Dataset items:
+++++

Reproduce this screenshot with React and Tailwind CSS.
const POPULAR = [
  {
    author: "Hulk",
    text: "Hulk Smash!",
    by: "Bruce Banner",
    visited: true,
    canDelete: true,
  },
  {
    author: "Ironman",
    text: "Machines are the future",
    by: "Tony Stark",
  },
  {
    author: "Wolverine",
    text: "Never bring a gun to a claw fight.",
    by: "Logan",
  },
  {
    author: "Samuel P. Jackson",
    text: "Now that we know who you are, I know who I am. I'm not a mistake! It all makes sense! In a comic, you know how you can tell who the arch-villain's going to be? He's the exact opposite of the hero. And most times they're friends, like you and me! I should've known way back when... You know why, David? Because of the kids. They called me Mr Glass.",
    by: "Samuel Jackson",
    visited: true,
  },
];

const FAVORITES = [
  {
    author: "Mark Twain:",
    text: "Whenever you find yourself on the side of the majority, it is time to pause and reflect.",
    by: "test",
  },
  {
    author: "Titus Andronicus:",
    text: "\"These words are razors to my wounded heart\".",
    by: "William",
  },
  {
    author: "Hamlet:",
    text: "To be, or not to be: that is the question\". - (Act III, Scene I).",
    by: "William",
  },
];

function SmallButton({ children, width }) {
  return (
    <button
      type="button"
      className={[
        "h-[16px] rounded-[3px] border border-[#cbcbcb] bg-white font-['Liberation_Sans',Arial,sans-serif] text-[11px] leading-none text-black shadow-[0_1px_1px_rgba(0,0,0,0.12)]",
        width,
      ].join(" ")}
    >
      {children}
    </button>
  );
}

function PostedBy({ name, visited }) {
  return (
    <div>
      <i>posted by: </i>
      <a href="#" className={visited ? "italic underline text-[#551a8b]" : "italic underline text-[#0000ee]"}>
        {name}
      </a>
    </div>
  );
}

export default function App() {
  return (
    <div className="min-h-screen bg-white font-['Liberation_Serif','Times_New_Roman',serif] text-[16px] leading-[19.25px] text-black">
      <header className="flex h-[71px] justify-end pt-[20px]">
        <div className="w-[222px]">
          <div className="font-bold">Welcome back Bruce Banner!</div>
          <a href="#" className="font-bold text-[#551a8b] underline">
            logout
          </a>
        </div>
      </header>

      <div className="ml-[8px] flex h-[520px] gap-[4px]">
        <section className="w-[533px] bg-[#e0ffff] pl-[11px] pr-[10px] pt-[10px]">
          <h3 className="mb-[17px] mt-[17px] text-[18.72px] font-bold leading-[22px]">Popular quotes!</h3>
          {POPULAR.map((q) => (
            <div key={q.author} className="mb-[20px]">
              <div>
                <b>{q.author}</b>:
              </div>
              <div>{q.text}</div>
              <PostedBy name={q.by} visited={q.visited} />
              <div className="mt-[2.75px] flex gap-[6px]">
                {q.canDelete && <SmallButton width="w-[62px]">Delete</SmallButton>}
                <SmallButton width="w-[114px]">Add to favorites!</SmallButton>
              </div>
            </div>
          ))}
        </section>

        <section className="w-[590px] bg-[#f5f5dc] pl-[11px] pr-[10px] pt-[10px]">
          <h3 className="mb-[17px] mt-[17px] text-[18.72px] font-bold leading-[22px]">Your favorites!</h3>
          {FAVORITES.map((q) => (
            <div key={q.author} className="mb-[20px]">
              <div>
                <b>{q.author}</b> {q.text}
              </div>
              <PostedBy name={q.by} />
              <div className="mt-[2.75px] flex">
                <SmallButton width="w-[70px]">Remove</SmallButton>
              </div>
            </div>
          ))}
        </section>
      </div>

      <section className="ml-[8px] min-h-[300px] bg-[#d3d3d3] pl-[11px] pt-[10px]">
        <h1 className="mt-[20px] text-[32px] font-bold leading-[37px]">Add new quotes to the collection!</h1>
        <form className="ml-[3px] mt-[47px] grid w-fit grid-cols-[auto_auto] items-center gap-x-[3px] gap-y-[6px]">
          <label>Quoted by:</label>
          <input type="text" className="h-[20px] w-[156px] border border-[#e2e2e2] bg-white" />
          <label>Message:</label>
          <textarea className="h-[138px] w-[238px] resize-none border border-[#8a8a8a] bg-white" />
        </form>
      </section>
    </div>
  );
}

+++++

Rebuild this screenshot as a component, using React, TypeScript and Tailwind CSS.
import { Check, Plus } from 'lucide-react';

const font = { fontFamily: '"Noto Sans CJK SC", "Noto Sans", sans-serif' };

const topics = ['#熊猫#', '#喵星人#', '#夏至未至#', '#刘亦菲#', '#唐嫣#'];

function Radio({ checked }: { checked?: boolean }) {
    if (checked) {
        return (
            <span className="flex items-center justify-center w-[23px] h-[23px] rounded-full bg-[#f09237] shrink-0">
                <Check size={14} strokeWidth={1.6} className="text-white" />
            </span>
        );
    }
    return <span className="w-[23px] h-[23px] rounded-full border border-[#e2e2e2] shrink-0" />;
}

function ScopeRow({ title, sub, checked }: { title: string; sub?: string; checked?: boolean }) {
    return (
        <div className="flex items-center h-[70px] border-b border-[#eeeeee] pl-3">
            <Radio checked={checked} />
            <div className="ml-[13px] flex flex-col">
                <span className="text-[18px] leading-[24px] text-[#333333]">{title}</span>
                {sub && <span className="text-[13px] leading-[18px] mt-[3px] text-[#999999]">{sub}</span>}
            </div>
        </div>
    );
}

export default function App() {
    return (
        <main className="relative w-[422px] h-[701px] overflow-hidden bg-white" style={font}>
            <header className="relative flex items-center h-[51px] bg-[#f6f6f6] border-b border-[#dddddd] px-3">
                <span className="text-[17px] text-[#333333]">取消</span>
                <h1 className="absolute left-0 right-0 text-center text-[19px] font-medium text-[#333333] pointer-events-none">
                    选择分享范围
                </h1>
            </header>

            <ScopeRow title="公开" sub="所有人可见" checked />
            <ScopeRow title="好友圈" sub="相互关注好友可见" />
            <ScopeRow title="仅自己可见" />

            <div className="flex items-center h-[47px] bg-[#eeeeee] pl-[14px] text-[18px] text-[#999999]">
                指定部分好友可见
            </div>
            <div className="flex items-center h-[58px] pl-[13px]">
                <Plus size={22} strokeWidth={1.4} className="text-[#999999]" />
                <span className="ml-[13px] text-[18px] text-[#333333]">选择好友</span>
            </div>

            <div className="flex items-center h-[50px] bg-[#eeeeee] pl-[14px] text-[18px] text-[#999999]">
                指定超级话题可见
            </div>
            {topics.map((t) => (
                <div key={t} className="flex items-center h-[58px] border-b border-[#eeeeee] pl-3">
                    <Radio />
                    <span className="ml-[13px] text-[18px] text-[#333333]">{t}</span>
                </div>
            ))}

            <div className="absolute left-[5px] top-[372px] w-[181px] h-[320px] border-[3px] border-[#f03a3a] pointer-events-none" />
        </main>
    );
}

+++++

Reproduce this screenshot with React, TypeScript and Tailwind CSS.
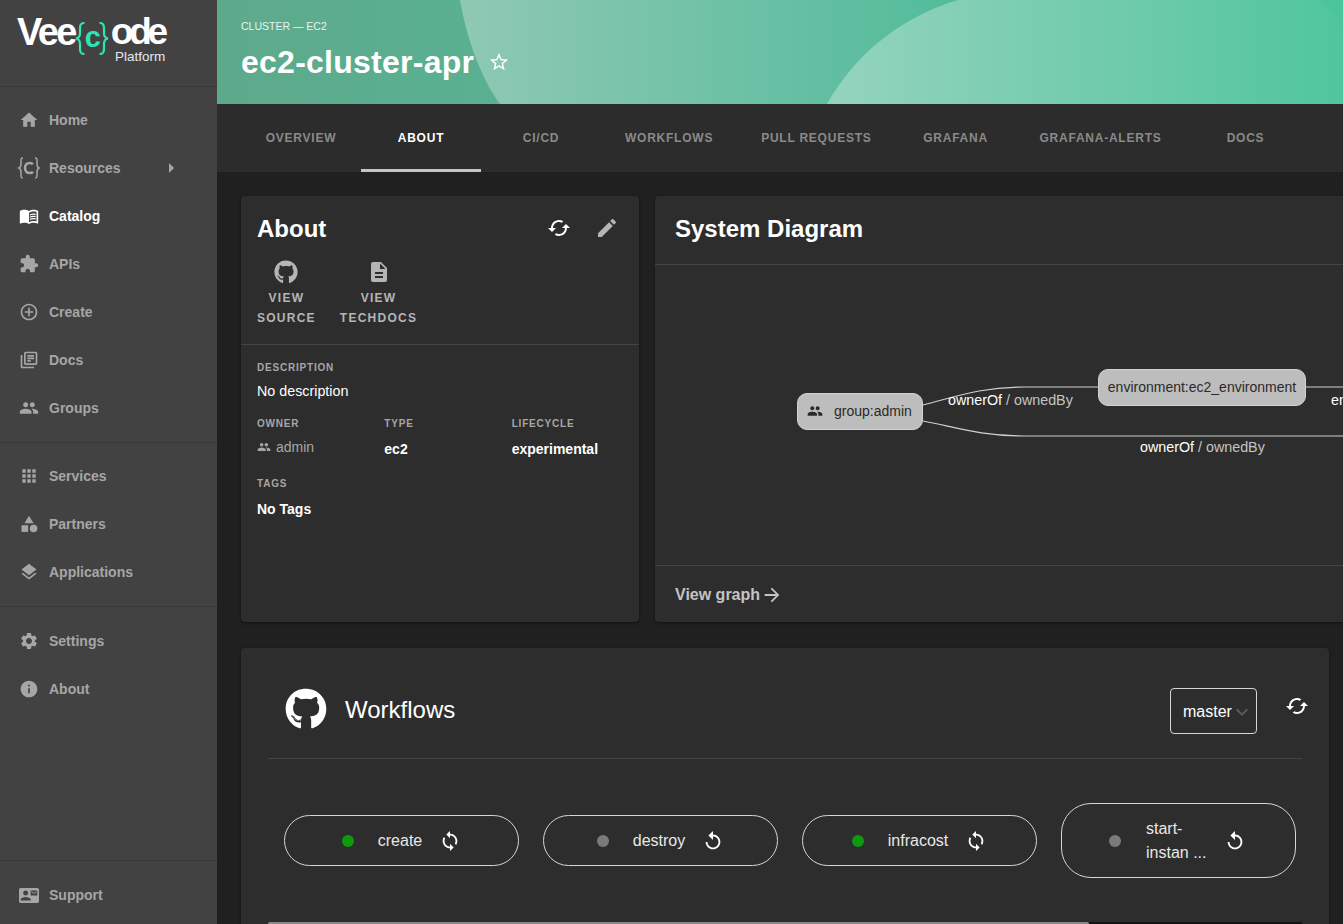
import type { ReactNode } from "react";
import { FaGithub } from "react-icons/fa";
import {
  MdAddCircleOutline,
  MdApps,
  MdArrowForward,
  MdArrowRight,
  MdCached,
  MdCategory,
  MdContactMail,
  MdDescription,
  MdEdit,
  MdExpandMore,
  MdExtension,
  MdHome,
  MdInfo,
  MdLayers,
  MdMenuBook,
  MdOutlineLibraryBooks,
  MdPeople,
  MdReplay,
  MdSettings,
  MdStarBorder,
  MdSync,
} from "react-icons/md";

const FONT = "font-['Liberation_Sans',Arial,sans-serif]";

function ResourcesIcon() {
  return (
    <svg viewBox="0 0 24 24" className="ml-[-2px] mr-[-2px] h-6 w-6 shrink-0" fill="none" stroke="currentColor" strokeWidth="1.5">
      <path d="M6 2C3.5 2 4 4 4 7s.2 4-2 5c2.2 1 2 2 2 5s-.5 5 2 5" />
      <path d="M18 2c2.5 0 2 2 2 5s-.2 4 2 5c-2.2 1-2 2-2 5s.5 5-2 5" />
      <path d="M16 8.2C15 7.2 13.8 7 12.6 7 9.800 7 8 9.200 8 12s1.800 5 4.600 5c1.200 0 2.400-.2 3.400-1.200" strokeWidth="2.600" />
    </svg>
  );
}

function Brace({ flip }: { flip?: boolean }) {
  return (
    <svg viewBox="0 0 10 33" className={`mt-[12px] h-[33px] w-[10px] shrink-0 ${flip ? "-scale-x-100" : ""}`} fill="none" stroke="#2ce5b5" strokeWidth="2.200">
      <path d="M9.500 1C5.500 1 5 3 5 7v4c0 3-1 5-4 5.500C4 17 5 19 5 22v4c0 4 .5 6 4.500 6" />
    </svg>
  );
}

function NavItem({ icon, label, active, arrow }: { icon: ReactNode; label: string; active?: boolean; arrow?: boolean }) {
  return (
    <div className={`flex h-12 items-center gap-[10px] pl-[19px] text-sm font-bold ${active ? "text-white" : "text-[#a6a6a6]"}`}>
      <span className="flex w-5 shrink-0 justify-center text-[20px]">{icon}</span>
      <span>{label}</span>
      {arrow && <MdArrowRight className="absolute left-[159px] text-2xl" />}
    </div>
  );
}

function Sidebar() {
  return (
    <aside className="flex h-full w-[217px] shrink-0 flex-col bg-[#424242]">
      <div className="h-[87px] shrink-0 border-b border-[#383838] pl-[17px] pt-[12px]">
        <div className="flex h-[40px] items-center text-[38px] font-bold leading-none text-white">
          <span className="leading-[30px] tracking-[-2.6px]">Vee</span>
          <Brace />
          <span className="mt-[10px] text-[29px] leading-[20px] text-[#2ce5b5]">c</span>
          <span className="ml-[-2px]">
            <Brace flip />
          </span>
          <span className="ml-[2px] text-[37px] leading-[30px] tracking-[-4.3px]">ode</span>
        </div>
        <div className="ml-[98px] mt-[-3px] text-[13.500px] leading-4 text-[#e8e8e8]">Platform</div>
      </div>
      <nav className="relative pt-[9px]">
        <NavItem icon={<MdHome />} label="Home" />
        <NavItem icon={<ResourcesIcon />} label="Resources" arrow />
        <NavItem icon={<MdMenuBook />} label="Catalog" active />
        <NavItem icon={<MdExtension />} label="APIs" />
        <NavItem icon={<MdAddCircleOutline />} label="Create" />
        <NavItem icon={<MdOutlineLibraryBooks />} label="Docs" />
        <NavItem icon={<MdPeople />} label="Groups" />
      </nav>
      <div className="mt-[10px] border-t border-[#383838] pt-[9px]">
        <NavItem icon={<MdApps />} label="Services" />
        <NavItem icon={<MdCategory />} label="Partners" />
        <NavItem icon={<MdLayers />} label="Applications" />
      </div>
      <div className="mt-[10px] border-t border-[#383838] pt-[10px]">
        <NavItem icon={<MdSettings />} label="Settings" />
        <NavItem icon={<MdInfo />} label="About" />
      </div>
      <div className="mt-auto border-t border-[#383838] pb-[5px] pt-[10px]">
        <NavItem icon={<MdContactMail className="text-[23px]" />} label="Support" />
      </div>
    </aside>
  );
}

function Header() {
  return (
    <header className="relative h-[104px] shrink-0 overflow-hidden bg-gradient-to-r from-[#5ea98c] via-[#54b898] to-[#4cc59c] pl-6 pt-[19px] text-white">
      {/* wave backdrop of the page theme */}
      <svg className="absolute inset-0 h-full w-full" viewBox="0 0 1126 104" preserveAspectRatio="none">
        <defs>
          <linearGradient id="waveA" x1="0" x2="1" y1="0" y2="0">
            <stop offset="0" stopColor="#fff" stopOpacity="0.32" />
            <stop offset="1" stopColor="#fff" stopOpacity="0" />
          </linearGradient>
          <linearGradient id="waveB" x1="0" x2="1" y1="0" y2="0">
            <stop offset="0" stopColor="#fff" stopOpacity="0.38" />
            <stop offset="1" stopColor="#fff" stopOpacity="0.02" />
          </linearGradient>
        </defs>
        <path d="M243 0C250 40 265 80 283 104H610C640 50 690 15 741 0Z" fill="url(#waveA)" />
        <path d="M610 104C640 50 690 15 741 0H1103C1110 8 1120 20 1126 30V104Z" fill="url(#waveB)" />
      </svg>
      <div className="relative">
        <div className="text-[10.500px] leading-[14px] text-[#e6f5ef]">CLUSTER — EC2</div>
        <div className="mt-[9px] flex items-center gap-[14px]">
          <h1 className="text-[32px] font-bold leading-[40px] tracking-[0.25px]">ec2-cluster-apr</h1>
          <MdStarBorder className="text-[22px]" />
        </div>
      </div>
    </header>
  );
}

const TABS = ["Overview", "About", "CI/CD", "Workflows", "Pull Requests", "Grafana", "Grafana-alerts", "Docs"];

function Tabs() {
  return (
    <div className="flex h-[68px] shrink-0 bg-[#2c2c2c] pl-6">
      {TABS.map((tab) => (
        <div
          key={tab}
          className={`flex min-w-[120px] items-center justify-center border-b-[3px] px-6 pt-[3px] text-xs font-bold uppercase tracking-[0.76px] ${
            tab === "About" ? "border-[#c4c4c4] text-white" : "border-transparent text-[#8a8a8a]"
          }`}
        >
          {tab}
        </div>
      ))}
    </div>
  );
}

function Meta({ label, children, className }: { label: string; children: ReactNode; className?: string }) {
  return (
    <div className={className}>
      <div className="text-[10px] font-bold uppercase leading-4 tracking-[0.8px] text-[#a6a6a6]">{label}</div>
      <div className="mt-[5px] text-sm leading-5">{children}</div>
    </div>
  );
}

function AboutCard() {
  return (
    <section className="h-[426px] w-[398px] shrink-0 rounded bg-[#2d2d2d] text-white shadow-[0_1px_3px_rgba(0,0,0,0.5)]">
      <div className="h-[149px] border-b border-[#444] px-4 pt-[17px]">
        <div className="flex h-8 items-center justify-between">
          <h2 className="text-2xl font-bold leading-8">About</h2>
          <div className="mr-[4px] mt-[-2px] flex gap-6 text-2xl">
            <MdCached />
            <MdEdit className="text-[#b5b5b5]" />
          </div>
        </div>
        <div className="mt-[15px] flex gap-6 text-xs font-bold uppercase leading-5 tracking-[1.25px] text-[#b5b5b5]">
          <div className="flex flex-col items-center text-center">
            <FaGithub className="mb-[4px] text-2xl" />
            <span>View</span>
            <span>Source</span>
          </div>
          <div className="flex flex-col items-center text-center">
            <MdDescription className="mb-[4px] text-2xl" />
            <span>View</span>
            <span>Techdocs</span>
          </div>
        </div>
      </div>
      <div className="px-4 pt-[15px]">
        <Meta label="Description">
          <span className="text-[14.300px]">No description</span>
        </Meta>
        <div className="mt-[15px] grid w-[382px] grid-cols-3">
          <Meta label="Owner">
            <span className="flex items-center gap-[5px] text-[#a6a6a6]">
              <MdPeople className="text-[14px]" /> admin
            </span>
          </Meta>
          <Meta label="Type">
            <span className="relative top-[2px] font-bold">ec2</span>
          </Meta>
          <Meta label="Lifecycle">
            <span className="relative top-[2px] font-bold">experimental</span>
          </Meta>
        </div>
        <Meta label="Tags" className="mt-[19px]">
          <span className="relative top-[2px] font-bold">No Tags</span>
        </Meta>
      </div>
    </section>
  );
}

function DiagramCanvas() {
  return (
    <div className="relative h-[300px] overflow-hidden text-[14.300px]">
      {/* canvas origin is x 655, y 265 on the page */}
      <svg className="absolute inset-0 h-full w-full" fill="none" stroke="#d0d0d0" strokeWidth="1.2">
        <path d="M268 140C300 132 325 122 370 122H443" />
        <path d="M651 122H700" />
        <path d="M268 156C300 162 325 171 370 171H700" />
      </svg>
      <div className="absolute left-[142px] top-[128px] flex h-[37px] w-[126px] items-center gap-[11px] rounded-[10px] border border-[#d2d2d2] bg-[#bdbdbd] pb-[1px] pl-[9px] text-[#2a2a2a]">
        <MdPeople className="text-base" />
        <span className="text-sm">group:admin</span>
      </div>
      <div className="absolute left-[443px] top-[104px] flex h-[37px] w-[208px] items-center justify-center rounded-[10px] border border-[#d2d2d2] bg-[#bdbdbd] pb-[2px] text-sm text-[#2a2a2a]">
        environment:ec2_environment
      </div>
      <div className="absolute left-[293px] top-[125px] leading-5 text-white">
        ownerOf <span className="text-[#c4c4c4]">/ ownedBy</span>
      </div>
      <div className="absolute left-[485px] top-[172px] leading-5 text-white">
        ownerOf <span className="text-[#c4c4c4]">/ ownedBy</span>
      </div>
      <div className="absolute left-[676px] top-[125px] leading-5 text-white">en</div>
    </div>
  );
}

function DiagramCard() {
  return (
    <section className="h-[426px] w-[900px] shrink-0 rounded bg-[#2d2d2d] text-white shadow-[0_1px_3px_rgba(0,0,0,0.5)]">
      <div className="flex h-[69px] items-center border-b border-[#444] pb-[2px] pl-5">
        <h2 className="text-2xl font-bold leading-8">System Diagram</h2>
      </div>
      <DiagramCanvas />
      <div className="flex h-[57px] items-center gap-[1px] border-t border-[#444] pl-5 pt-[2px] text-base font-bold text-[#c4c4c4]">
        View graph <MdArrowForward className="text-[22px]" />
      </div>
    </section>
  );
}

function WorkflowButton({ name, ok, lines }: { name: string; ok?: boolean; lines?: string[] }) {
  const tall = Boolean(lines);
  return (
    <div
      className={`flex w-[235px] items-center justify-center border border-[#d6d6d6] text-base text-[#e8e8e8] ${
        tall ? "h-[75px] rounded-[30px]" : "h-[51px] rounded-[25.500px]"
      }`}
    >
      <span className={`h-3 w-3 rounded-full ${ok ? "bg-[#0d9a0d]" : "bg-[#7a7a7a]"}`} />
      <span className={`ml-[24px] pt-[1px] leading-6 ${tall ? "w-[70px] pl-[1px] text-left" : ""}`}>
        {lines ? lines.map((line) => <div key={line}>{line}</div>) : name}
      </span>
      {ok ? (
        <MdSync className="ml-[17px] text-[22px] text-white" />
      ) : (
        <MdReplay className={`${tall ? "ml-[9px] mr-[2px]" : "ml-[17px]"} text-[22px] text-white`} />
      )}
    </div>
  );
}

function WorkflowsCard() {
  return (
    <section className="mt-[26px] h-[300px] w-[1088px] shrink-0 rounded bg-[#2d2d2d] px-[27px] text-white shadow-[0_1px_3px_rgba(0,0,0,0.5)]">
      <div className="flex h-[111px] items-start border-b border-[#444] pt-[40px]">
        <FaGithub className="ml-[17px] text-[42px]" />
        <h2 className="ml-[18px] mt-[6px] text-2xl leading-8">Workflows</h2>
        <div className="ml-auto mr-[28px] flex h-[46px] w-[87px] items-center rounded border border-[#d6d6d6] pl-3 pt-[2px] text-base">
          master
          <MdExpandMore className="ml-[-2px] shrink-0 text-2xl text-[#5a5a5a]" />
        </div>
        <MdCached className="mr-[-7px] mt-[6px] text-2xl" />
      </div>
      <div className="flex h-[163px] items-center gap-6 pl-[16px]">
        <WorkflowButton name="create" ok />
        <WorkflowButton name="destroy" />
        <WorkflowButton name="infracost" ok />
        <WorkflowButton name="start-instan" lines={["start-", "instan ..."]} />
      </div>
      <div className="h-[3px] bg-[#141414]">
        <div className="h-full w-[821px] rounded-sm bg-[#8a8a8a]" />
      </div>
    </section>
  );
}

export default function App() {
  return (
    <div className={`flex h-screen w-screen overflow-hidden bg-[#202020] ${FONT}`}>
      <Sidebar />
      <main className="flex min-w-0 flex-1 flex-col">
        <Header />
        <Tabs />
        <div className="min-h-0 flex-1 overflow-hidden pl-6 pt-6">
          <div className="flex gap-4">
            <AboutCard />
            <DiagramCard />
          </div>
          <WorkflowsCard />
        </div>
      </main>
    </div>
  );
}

+++++

• _Given task_
Exactly the lines above from the one with "Rebuild this screenshot" to the one with "const topics = ['#熊猫#', '#喵星人#', '#夏至未至#', '#刘亦菲#', '#唐嫣#'];", both included, are to be quoted; leave the rest out.

• _Solution to the problem_
Rebuild this screenshot as a component, using React, TypeScript and Tailwind CSS.
import { Check, Plus } from 'lucide-react';

const font = { fontFamily: '"Noto Sans CJK SC", "Noto Sans", sans-serif' };

const topics = ['#熊猫#', '#喵星人#', '#夏至未至#', '#刘亦菲#', '#唐嫣#'];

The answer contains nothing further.